«Le nomine dei consigli d’amministrazione delle partecipate dimostrano ancora una volta la contiguità fra il primo cittadino di Messina e la vecchia politica che tanto ha fatto finta di osteggiare in campagna elettorale.
Nonostante l’ipocrita posizione anticasta e gli spot propagandistici sui social, le scelte del deputato regionale testimoniano infatti il saldo legame fra l’ex direttore generale della Fenapi, società che assume sempre più un ruolo pregnante all’interno del Palazzo municipale, e volti noti della città legati a doppio mandato ai suoi trascorsi politici.
Risulta inoltre paradossale che, a dispetto della tanto sbandierata riduzione dei costi, un altro dei cavalli di battaglia di De Luca, sia aumentato il numero delle poltrone assegnate, con conseguente crescita degli incarichi politici e delle spese, sebbene lo stesso sindaco avesse inserito fra i punti sostanziali del suo programma elettorale la liquidazione di tutte le partecipate».
Così il gruppo consiliare del Movimento 5 Stelle commenta le designazioni, da parte del sindaco Cateno De Luca, dei nuovi vertici di Atm, Amam, MessinaServizi Bene Comune ed Ente Teatro, “ai quali auguriamo di poter svolgere il proprio lavoro con la massima professionalità e indipendenza, al fine di garantire alla collettività servizi essenziali per la crescita civile, culturale e infrastrutturale della città".

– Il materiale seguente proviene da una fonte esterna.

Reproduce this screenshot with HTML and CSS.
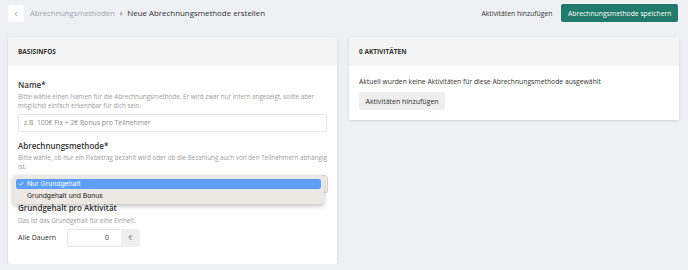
FILE: index.html
```html
<!DOCTYPE html>
<html lang="de">
<head>
    <meta charset="UTF-8">
    <meta name="viewport" content="width=device-width, initial-scale=1.0">
    <title>Neue Abrechnungsmethode erstellen</title>
    <link rel="stylesheet" href="styles.css">
</head>
<body>
    <div class="topbar">
        <div class="crumbs">
            <button type="button" class="back">&lsaquo;</button>
            <span class="crumb-parent">Abrechnungsmethoden</span>
            <span class="crumb-sep">&rsaquo;</span>
            <span class="crumb-current">Neue Abrechnungsmethode erstellen</span>
        </div>
        <div class="actions">
            <button type="button" class="link-btn">Aktivitäten hinzufügen</button>
            <button type="button" class="primary-btn">Abrechnungsmethode speichern</button>
        </div>
    </div>

    <div class="columns">
        <div class="card card-left">
            <div class="card-head">Basisinfos</div>
            <div class="card-body">
                <div class="field">
                    <div class="label">Name*</div>
                    <div class="help">Bitte wähle einen Namen für die Abrechnungsmethode. Er wird zwar nur intern angezeigt, sollte aber möglichst einfach erkennbar für dich sein.</div>
                    <input type="text" class="text-input" placeholder="z.B. 100€ Fix + 2€ Bonus pro Teilnehmer">
                </div>

                <div class="field field-select">
                    <div class="label">Abrechnungsmethode*</div>
                    <div class="help">Bitte wähle, ob nur ein Fixbetrag bezahlt wird oder ob die Bezahlung auch von den Teilnehmern abhängig ist.</div>
                    <div class="select-wrap">
                        <div class="select-box"></div>
                        <div class="popup">
                            <div class="option selected"><span class="check">✓</span>Nur Grundgehalt</div>
                            <div class="option">Grundgehalt und Bonus</div>
                        </div>
                    </div>
                </div>

                <div class="field field-last">
                    <div class="label">Grundgehalt pro Aktivität</div>
                    <div class="help">Das ist das Grundgehalt für eine Einheit.</div>
                    <div class="amount-row">
                        <span class="amount-label">Alle Dauern</span>
                        <div class="amount-group">
                            <input type="text" class="amount-input" value="0">
                            <span class="addon">€</span>
                        </div>
                    </div>
                </div>
            </div>
        </div>

        <div class="card card-right">
            <div class="card-head">0 Aktivitäten</div>
            <div class="card-body card-body-short">
                <p class="empty">Aktuell wurden keine Aktivitäten für diese Abrechnungsmethode ausgewählt</p>
                <button type="button" class="gray-btn">Aktivitäten hinzufügen</button>
            </div>
        </div>
    </div>
</body>
</html>
```

FILE: styles.css
```css
body {
    font-family: 'Open Sans', 'Noto Sans', sans-serif;
    background-color: #eef0f4;
    color: #333;
    margin: 0;
    padding: 4px 9px 0 8px;
}

button {
    font-family: inherit;
    cursor: pointer;
}

.topbar {
    display: flex;
    justify-content: space-between;
    align-items: center;
    height: 18px;
}

.crumbs {
    display: flex;
    align-items: center;
    font-size: 7.7px;
}

.back {
    width: 16px;
    height: 17px;
    padding: 0;
    border: none;
    border-radius: 2px;
    background-color: #fff;
    color: #999;
    font-size: 10px;
    line-height: 17px;
    margin-right: 6px;
}

.crumb-parent {
    color: #a3a6ab;
}

.crumb-sep {
    color: #555;
    font-size: 9px;
    margin: 0 5px 1px 5px;
}

.crumb-current {
    color: #333;
    font-size: 7.9px;
}

.actions {
    display: flex;
    align-items: center;
}

.link-btn {
    background: none;
    border: none;
    color: #333;
    font-size: 6.8px;
    padding: 0;
    margin-right: 9px;
}

.primary-btn {
    background-color: #217b6c;
    color: #fff;
    border: none;
    border-radius: 2px;
    font-size: 6.8px;
    height: 18px;
    padding: 0 6.5px;
    margin-right: 1px;
}

.columns {
    display: flex;
    align-items: flex-start;
    gap: 12px;
    margin-top: 15px;
}

.card {
    background-color: #fff;
    border-radius: 2px;
    box-shadow: 0 1px 3px rgba(0, 0, 0, 0.12);
}

.card-left {
    width: 329px;
}

.card-right {
    flex: 1;
}

.card-head {
    background-color: #f4f4f4;
    height: 29px;
    line-height: 29px;
    padding: 0 10px;
    font-size: 6.5px;
    font-weight: 700;
    text-transform: uppercase;
    color: #333;
    border-radius: 2px 2px 0 0;
}

.card-body {
    padding: 13px 10px 17px 10px;
}

.card-body-short {
    padding: 10px 10px 10px 10px;
}

.field {
    margin-bottom: 8px;
}

.field-select {
    margin-bottom: 9px;
}

.field-last {
    margin-bottom: 0;
}

.label {
    font-size: 8px;
    font-weight: 600;
    color: #333;
    line-height: 11px;
}

.help {
    font-size: 6.3px;
    color: #9c9c9c;
    line-height: 9px;
    margin-top: 2px;
}

.field-last .help {
    margin-top: 3px;
}

.text-input {
    display: block;
    box-sizing: border-box;
    width: 309px;
    height: 18px;
    margin-top: 3.5px;
    border: 1px solid #e6e6e6;
    border-radius: 2px;
    padding: 0 5px;
    font-family: inherit;
    font-size: 6.8px;
    color: #333;
}

.text-input::placeholder {
    color: #8c8c8c;
}

.select-wrap {
    position: relative;
    margin-top: 4px;
    height: 18px;
}

.select-box {
    box-sizing: border-box;
    width: 310px;
    height: 18px;
    border: 1px solid #d6d6d6;
    border-radius: 3px;
    background-color: #f6f6f6;
}

.popup {
    position: absolute;
    left: -5px;
    top: 0;
    width: 311px;
    box-sizing: border-box;
    padding: 4px 3px 3px 3px;
    background-color: #ece8e4;
    border-radius: 4px;
    box-shadow: 0 2px 5px rgba(0, 0, 0, 0.25);
}

.option {
    font-family: 'Inter', 'Open Sans', sans-serif;
    font-size: 6.8px;
    color: #222;
    height: 10px;
    line-height: 10px;
    padding-left: 11px;
}

.option.selected {
    background-color: #5b9ffb;
    color: #fff;
    border-radius: 2px;
    padding-left: 2px;
    margin-bottom: 2px;
}

.check {
    display: inline-block;
    width: 9px;
}

.amount-row {
    display: flex;
    align-items: center;
    margin-top: 4px;
}

.amount-label {
    font-size: 7px;
    color: #333;
    width: 49px;
}

.amount-group {
    display: flex;
    height: 18px;
}

.amount-input {
    box-sizing: border-box;
    width: 54px;
    height: 18px;
    border: 1px solid #e6e6e6;
    border-right: none;
    border-radius: 2px 0 0 2px;
    text-align: right;
    padding: 0 12px;
    font-family: inherit;
    font-size: 7px;
    color: #333;
}

.addon {
    width: 19px;
    height: 18px;
    line-height: 18px;
    text-align: center;
    background-color: #eeeeee;
    border-radius: 0 2px 2px 0;
    font-size: 7px;
    color: #888;
}

.empty {
    font-size: 6.8px;
    color: #333;
    margin: 0 0 4px 0;
    line-height: 12px;
}

.gray-btn {
    display: block;
    background-color: #eeeeee;
    border: none;
    border-radius: 2px;
    color: #333;
    font-size: 7px;
    height: 18px;
    padding: 0 6.5px;
}
```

Altre critiche anche dalla consigliera di parità della provincia di Messina, Mariella Crisafulli: "Le nomine sono in violazione della Legge 120/2011 che introduce le quote di genere negli organi delle società partecipate e delle società quotate,garantendo al “genere meno rappresentato” un terzo dei posti nel CdA".
A rafforzare la norma è intervenuto anche il D.lgs. 175/2016 (attuazione Legge Madia) art. 11, comma 4 “Nella scelta degli amministratori delle società a controllo pubblico, le amministrazioni assicurano il rispetto del principio di equilibrio di genere, almeno nella misura di un terzo, da computare sul numero complessive delle designazioni o nomine effettuate in corso d’anno. Qualora la società abbia un organo amministrativo collegiale la scelta degli amministratori da eleggere deve essere effettuato nel rispetto dei criteri stabiliti dalla Legge 12 luglio 2011, n. 120.”
"Quindi non solo l’equilibrio di genere nel singolo collegio secondo quanto già previsto dalla Legge n. 120/2011 detta anche Golfo-Mosca dal nome delle parlamentari che l’hanno promossa, ma anche equilibrio di genere nel complesso delle nomine nei CdA composti da un solo amministratore. Ricordo, inoltre, che la Legge n. 215 del 2012 impone agli Statuti comunali di “garantire” e non più promuovere, condizioni di parità nelle aziende, enti ed istituzioni ad essi dipendenti.
Ancora una volta – conclude la Crisafulli – si continuano a mortificare competenze e professionalità delle donne, in violazione dei principi di uguaglianza e pari opportunità".